▸ Collected data
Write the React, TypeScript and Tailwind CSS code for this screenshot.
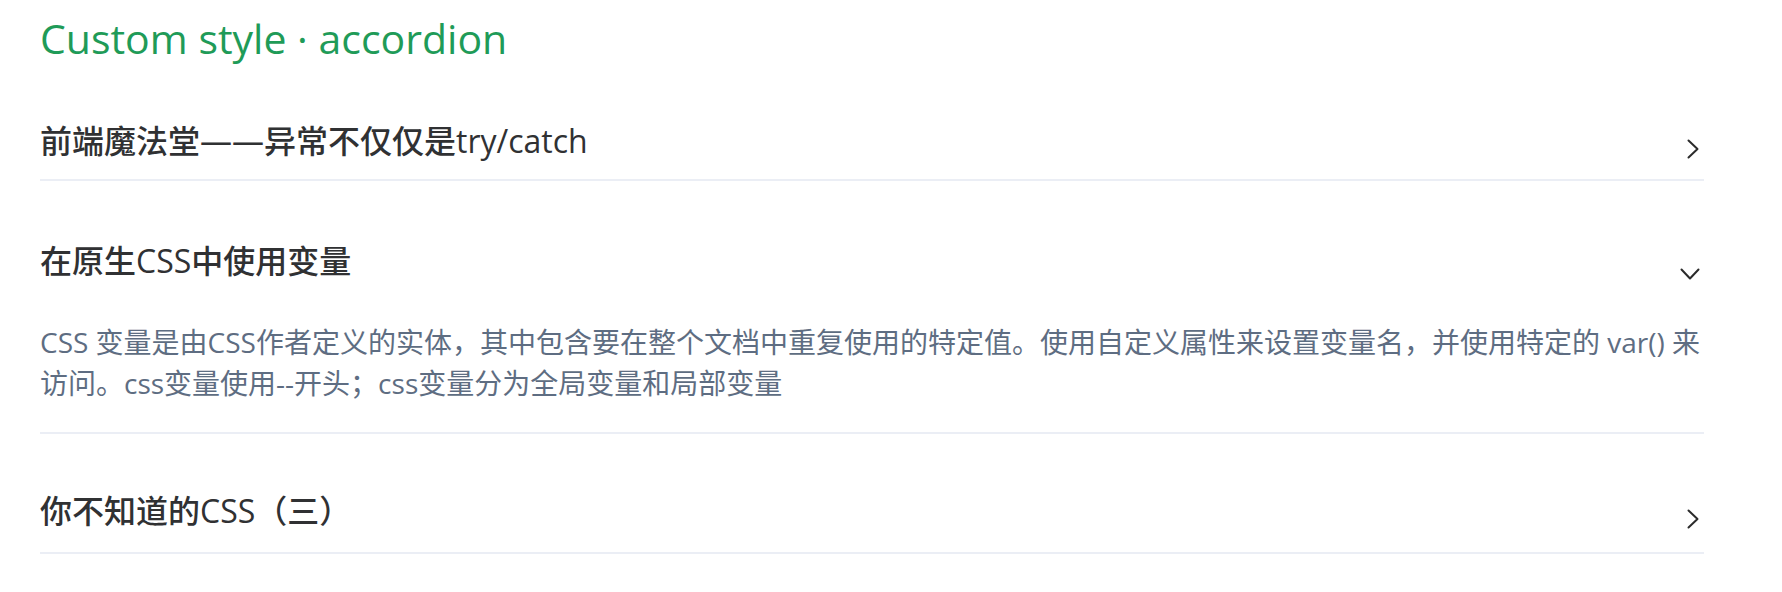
import React, { useState } from "react";

const FONT = '"Open Sans", "Noto Sans CJK SC", sans-serif';

type Item = { title: string; content?: string };

const items: Item[] = [
  { title: "前端魔法堂——异常不仅仅是try/catch", content: "" },
  {
    title: "在原生CSS中使用变量",
    content:
      "CSS 变量是由CSS作者定义的实体，其中包含要在整个文档中重复使用的特定值。使用自定义属性来设置变量名，并使用特定的 var() 来访问。css变量使用--开头；css变量分为全局变量和局部变量",
  },
  { title: "你不知道的CSS（三）", content: "" },
];

function ChevronRight() {
  return (
    <svg width="12" height="20" viewBox="0 0 12 20" fill="none" className="translate-y-[8px] mr-[5px]">
      <polyline points="1.5,1.5 10.5,10 1.5,18.5" stroke="#2b2b2b" strokeWidth="2" strokeLinecap="round" strokeLinejoin="round" />
    </svg>
  );
}

function ChevronDown() {
  return (
    <svg width="20" height="12" viewBox="0 0 20 12" fill="none" className="translate-y-[13px] mr-[4px]">
      <polyline points="1.5,1.5 10,10.5 18.5,1.5" stroke="#2b2b2b" strokeWidth="2" strokeLinecap="round" strokeLinejoin="round" />
    </svg>
  );
}

export default function App() {
  const [open, setOpen] = useState<number>(1);
  return (
    <div className="w-[1782px] h-[592px] bg-white pl-[40px] pr-[78px] overflow-hidden" style={{ fontFamily: FONT }}>
      <h1 className="pt-[16px] text-[41px] leading-[45px] text-[#1f9b58] font-normal">Custom style · accordion</h1>
      {items.map((it, i) => (
        <div key={i} className="border-b-2 border-[#ebeef5]">
          <button
            className={
              i === items.length - 1
                ? "w-full flex items-center justify-between pt-[53px] pb-[17px] text-left cursor-pointer"
                : "w-full flex items-center justify-between pt-[56px] pb-[14px] text-left cursor-pointer"
            }
            onClick={() => setOpen(open === i ? -1 : i)}
          >
            <span className="h-[48px] flex items-center text-[32px] text-[#303133] font-medium">{it.title}</span>
            {open === i ? <ChevronDown /> : <ChevronRight />}
          </button>
          {open === i && it.content ? (
            <div className="mt-[23px] pb-[28px] text-[28px] leading-[41px] text-[#5e6d82]">{it.content}</div>
          ) : null}
        </div>
      ))}
    </div>
  );
}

▸ Directions
Set the pictures aside and transcribe the data above exactly.

▸ Task answer
Write the React, TypeScript and Tailwind CSS code for this screenshot.
import React, { useState } from "react";

const FONT = '"Open Sans", "Noto Sans CJK SC", sans-serif';

type Item = { title: string; content?: string };

const items: Item[] = [
  { title: "前端魔法堂——异常不仅仅是try/catch", content: "" },
  {
    title: "在原生CSS中使用变量",
    content:
      "CSS 变量是由CSS作者定义的实体，其中包含要在整个文档中重复使用的特定值。使用自定义属性来设置变量名，并使用特定的 var() 来访问。css变量使用--开头；css变量分为全局变量和局部变量",
  },
  { title: "你不知道的CSS（三）", content: "" },
];

function ChevronRight() {
  return (
    <svg width="12" height="20" viewBox="0 0 12 20" fill="none" className="translate-y-[8px] mr-[5px]">
      <polyline points="1.5,1.5 10.5,10 1.5,18.5" stroke="#2b2b2b" strokeWidth="2" strokeLinecap="round" strokeLinejoin="round" />
    </svg>
  );
}

function ChevronDown() {
  return (
    <svg width="20" height="12" viewBox="0 0 20 12" fill="none" className="translate-y-[13px] mr-[4px]">
      <polyline points="1.5,1.5 10,10.5 18.5,1.5" stroke="#2b2b2b" strokeWidth="2" strokeLinecap="round" strokeLinejoin="round" />
    </svg>
  );
}

export default function App() {
  const [open, setOpen] = useState<number>(1);
  return (
    <div className="w-[1782px] h-[592px] bg-white pl-[40px] pr-[78px] overflow-hidden" style={{ fontFamily: FONT }}>
      <h1 className="pt-[16px] text-[41px] leading-[45px] text-[#1f9b58] font-normal">Custom style · accordion</h1>
      {items.map((it, i) => (
        <div key={i} className="border-b-2 border-[#ebeef5]">
          <button
            className={
              i === items.length - 1
                ? "w-full flex items-center justify-between pt-[53px] pb-[17px] text-left cursor-pointer"
                : "w-full flex items-center justify-between pt-[56px] pb-[14px] text-left cursor-pointer"
            }
            onClick={() => setOpen(open === i ? -1 : i)}
          >
            <span className="h-[48px] flex items-center text-[32px] text-[#303133] font-medium">{it.title}</span>
            {open === i ? <ChevronDown /> : <ChevronRight />}
          </button>
          {open === i && it.content ? (
            <div className="mt-[23px] pb-[28px] text-[28px] leading-[41px] text-[#5e6d82]">{it.content}</div>
          ) : null}
        </div>
      ))}
    </div>
  );
}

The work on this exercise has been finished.